- [Brief]: Find the lines with the string "React" and return them.

- [Data block]:
---------------
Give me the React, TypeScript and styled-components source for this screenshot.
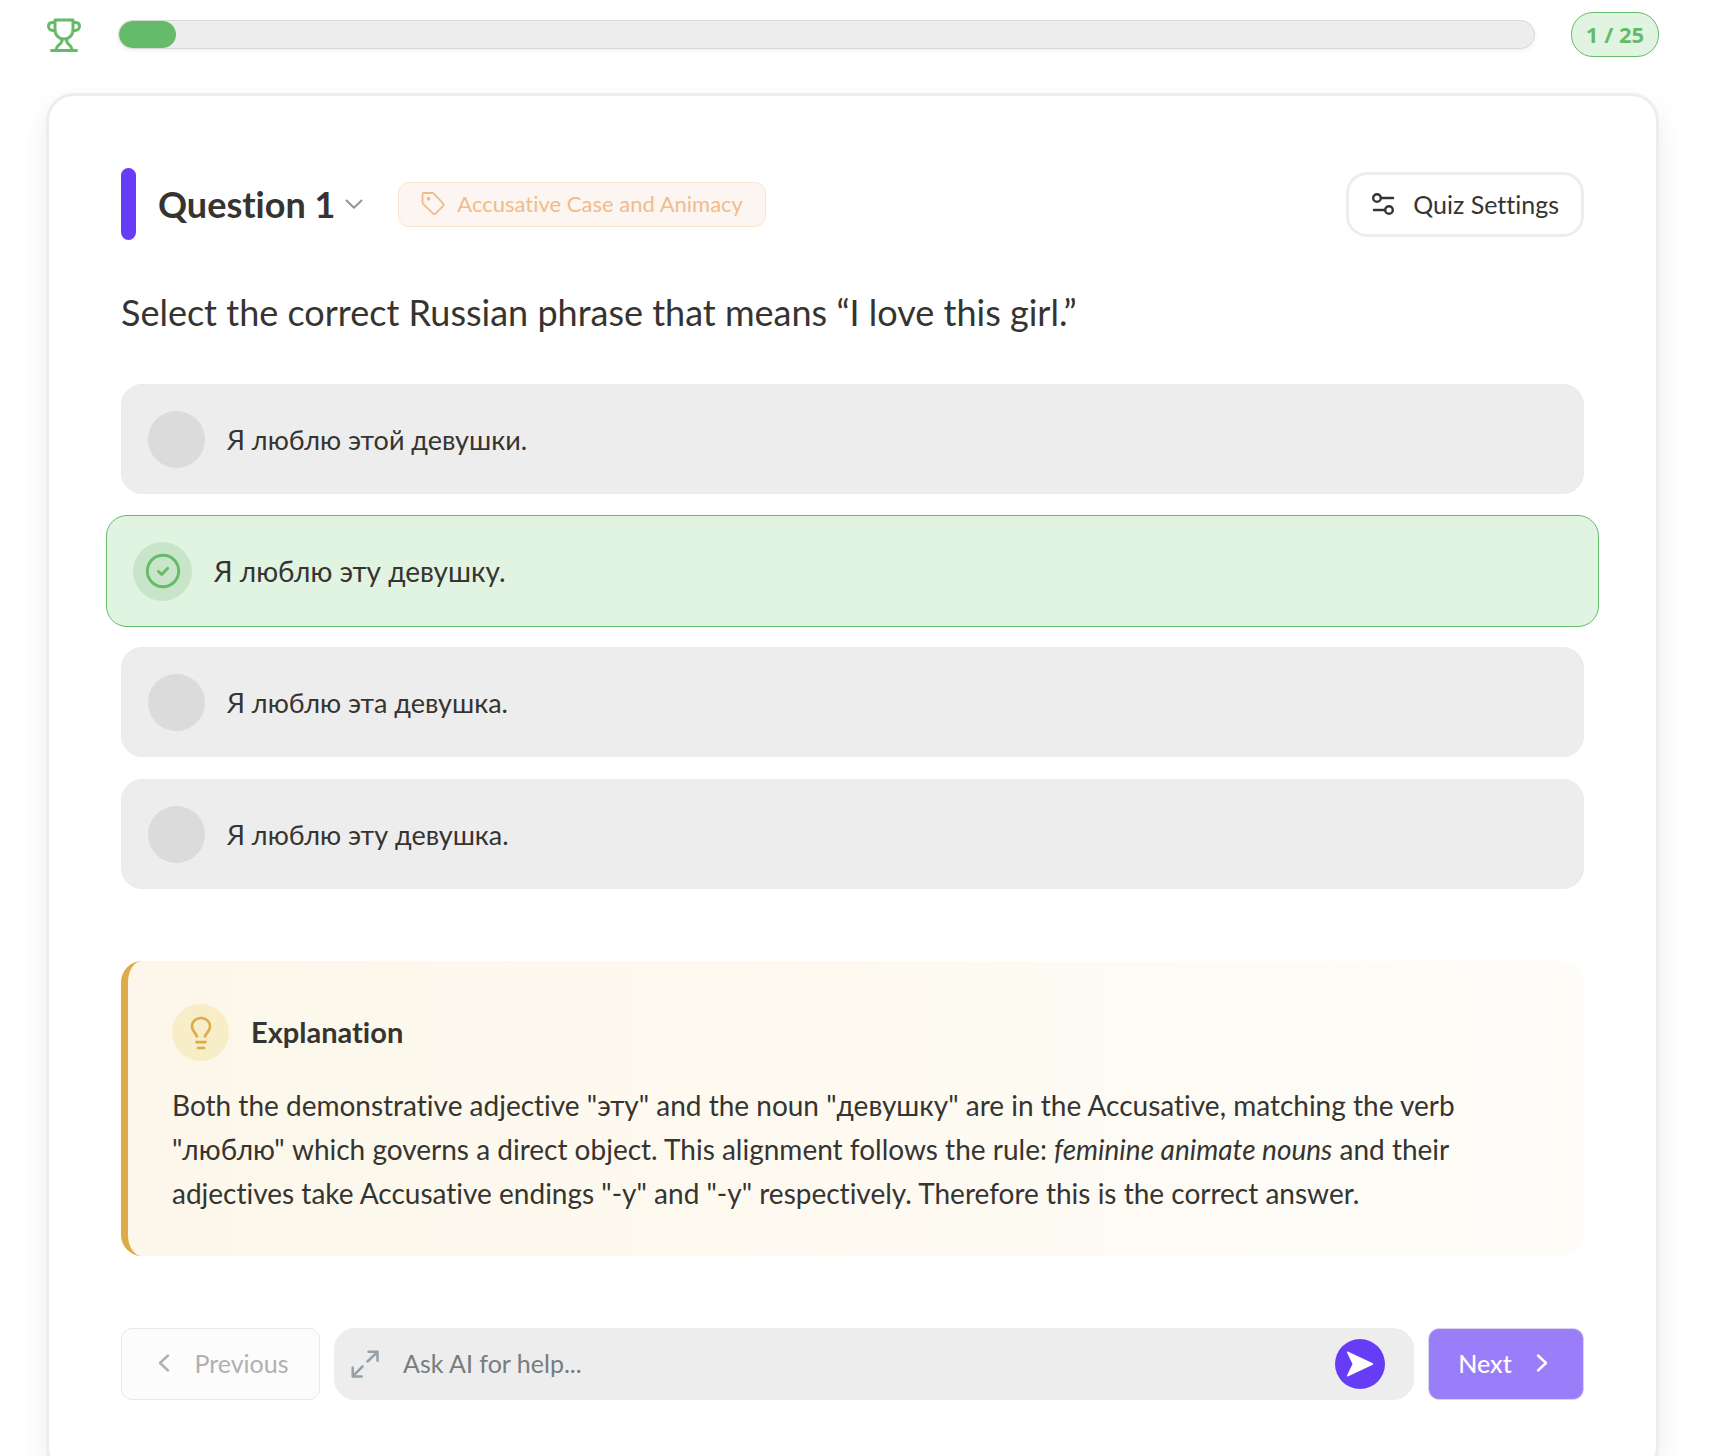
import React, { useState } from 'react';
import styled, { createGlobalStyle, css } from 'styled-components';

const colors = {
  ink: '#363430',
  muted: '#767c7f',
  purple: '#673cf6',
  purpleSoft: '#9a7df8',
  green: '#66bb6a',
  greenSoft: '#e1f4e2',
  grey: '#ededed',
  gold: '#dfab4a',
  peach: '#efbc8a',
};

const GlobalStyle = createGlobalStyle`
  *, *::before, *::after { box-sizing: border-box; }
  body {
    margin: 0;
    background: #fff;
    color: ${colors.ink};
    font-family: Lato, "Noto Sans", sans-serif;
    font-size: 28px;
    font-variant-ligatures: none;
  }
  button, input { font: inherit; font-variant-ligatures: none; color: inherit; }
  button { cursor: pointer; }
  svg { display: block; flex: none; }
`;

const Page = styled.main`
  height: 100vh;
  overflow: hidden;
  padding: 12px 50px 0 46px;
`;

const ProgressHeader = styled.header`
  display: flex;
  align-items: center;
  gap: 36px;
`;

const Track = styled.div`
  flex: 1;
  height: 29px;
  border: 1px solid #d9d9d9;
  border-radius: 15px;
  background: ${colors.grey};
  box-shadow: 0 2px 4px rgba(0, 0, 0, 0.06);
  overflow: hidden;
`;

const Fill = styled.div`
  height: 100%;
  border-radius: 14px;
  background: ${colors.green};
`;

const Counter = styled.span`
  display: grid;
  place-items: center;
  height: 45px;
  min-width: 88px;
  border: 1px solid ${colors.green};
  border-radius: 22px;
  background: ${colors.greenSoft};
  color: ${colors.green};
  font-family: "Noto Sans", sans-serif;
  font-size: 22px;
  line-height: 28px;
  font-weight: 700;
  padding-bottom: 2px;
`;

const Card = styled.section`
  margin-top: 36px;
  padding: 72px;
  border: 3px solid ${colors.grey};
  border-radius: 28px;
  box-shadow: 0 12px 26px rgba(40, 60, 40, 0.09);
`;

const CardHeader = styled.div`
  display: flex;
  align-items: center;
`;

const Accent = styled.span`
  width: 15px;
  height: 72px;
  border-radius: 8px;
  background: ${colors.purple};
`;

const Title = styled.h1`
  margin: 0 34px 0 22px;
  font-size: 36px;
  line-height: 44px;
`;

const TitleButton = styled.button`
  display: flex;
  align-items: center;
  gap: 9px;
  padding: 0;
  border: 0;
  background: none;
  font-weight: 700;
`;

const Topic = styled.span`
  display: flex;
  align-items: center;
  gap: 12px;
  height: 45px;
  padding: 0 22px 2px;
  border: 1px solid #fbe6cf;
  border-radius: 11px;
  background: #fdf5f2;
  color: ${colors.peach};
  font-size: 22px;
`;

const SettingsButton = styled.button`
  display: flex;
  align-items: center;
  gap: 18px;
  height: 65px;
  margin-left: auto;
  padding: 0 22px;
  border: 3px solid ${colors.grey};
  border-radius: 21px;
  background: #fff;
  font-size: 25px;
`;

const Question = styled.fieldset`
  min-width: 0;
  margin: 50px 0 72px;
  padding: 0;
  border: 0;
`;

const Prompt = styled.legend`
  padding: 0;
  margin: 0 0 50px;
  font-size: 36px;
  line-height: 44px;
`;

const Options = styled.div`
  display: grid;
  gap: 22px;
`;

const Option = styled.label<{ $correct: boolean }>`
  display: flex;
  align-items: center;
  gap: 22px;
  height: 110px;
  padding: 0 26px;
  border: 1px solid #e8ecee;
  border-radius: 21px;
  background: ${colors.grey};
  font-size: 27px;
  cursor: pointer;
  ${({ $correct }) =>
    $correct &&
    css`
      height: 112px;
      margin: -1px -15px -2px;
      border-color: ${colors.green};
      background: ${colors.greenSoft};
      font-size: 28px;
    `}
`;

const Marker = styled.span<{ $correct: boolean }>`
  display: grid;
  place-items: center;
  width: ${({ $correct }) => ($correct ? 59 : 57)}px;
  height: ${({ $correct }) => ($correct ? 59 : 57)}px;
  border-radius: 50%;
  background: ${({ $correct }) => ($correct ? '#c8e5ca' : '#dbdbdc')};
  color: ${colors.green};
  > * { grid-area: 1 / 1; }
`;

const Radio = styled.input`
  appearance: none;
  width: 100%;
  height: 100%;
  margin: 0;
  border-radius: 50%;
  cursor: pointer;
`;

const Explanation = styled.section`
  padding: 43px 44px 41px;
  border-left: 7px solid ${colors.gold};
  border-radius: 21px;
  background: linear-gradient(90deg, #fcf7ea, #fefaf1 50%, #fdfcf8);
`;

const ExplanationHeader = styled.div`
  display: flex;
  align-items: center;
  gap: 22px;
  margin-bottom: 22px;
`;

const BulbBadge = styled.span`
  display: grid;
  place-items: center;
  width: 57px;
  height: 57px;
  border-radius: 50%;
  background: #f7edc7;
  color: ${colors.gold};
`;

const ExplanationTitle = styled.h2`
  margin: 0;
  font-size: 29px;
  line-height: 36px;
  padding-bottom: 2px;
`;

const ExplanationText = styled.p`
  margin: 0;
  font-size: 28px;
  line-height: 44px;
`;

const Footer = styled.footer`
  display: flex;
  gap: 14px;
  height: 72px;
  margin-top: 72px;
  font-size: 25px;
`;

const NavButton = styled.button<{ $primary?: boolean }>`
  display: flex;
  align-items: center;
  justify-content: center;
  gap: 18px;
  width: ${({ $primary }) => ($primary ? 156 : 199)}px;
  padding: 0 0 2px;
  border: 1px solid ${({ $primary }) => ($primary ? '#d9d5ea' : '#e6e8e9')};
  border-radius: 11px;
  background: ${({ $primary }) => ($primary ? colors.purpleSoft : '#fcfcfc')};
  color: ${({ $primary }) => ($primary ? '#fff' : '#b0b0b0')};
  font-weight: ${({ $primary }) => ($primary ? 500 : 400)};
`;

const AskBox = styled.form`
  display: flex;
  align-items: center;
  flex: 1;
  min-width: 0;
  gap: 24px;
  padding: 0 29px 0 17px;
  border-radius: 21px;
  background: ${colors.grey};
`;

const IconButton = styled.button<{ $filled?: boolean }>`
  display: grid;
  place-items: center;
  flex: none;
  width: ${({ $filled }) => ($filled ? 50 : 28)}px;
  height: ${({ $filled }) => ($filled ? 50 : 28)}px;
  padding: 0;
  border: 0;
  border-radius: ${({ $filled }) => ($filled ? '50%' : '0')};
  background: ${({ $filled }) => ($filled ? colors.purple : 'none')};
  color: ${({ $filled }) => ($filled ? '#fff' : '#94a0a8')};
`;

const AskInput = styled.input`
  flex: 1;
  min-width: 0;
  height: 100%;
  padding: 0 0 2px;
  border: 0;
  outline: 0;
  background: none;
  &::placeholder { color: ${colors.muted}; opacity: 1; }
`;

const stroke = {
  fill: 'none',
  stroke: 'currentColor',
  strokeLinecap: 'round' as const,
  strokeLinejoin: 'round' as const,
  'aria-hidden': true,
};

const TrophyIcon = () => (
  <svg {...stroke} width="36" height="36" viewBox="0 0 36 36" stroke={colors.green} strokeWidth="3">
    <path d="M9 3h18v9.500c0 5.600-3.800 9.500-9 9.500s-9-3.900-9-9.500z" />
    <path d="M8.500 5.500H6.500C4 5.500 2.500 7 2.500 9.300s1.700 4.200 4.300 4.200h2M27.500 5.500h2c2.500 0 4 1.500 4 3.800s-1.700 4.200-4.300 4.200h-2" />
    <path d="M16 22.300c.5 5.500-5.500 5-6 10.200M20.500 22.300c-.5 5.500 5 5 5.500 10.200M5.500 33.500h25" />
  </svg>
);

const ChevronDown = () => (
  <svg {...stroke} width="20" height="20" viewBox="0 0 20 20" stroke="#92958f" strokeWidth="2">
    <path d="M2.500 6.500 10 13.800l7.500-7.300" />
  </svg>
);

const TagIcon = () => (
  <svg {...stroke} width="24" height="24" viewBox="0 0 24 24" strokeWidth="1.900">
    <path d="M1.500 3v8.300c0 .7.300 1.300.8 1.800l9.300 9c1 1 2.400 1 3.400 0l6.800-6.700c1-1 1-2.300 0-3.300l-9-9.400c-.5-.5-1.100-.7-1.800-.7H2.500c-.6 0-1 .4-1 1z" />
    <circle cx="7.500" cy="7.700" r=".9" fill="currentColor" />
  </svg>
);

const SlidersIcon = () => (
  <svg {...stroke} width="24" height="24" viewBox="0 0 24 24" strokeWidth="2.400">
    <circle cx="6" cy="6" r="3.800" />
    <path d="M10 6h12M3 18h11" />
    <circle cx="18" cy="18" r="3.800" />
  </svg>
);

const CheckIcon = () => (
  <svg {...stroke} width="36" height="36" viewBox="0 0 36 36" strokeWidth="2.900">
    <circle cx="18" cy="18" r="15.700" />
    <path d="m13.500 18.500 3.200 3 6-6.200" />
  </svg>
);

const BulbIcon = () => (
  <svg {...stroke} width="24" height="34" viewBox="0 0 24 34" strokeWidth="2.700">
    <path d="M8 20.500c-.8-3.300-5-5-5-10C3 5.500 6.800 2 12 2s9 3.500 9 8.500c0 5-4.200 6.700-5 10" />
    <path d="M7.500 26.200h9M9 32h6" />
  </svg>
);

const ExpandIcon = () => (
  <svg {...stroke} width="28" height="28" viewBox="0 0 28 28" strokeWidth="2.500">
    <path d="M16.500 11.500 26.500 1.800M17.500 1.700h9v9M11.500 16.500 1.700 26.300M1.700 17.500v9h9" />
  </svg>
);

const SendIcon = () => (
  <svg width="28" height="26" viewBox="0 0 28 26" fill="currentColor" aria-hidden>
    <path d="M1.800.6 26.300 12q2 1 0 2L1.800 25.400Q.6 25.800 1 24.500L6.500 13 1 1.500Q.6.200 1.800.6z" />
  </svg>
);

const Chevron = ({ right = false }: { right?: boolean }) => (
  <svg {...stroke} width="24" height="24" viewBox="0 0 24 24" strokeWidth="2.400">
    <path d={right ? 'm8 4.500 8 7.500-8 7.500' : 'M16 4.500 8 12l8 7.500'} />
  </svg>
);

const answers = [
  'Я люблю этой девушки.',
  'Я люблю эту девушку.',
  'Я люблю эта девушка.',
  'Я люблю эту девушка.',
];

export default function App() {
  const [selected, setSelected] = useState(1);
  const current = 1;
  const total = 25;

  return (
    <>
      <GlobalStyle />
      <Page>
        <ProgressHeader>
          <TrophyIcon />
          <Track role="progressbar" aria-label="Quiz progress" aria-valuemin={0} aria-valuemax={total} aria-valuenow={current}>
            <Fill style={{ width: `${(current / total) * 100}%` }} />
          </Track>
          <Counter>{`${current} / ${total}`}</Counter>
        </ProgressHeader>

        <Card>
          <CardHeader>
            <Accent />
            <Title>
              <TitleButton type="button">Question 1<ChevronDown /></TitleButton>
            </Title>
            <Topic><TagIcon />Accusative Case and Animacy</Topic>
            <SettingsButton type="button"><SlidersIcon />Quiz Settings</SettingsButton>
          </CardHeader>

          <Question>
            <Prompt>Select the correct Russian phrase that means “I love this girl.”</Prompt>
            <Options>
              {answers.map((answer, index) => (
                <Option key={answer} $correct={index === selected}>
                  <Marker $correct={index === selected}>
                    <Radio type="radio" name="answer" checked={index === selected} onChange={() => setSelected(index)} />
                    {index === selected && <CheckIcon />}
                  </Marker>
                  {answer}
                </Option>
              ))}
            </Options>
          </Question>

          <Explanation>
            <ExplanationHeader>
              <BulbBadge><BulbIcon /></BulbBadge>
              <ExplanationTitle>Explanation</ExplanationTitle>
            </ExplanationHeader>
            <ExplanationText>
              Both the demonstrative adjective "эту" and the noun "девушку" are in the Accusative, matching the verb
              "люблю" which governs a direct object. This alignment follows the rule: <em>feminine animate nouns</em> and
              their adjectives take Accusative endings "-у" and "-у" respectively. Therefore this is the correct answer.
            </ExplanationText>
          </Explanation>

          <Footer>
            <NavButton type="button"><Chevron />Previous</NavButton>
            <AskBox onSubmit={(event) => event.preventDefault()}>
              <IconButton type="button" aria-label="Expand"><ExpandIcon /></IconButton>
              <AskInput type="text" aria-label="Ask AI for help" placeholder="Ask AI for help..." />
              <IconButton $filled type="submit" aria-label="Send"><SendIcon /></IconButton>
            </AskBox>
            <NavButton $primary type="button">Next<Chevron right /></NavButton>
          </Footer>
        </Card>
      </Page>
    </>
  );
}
---------------
- [Solution to the problem]:
Give me the React, TypeScript and styled-components source for this screenshot.
import React, { useState } from 'react';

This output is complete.